The third and perhaps most relevant theoretical reference point for Klein’s argument is the long economic tradition of ‘crisis theory’, which has powerful currents in both Marxist and capitalist thought. In particular, the notion of ‘creative destruction’ developed by the decidedly non-Marxist economist Joseph Schumpeter resonates strongly here. It is a commonplace that economic cycles and crises provide opportunities for the concentration and development of capital; Schumpeter insists specifically on the need for capital incessantly to revolutionize its economic and institutional structures from within. Crises, whether they result from purely economic causes or other sources, support capitalist development by clearing away the old structures of social institutions and economic practices. Such destruction is ‘creative’ only in the sense that it provides the space for innovation, the formation of new processes and institutions. Klein’s notion of the shock doctrine shares many aspects of this; but she looks well beyond the economic realm, to recognize the potentially extra-economic sources of disasters and to reveal their profound social consequences.

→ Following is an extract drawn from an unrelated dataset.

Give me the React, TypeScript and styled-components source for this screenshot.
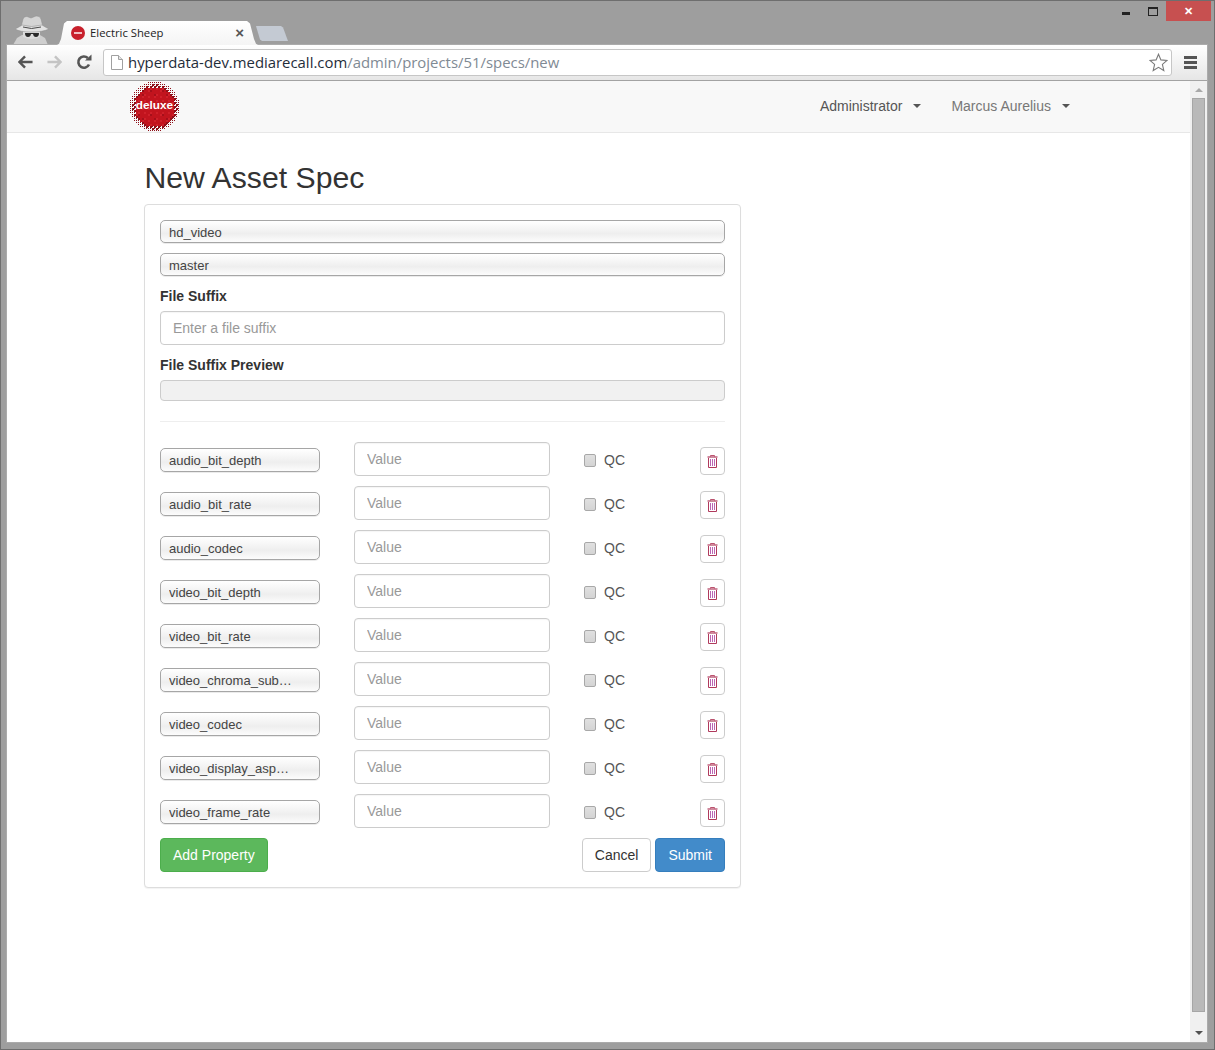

Marx, Luxemburg and Schumpeter—this is excellent company and Klein’s book can justifiably be discussed in relation to them; all argue, as she does, that capitalist development requires violence as support. There is a fundamental difference, though, that helps frame a further question regarding Klein’s argument. The other theorists read this violence in the logic of capital as a whole, whereas Klein isolates it to one ‘fundamentalist’ mode or version of capitalist rule, with the assumption that other possible modes are less violent or even non-violent. Is disaster capitalism only an aberration, a moment of excess that has distorted a more virtuous form of capital or is it, in fact, the core of contemporary capital itself? Klein insists at several points in the book that it is the former, but her theoretical argument points more strongly toward the latter. The question is crucial because it has significant consequences for any effort to answer the other, larger question that has to be raised when reading a book like this—namely, what is our alternative to disaster capitalism? Do we imagine a return to a more equitable, regulated, peaceful arrangement of capitalist social and economic relations or are we forced to look beyond the rule of capital and invent some new social form? Klein’s book is not compelled to answer such questions. The fact that it raises them is already an important contribution to a debate that must be the starting point to rally a new left.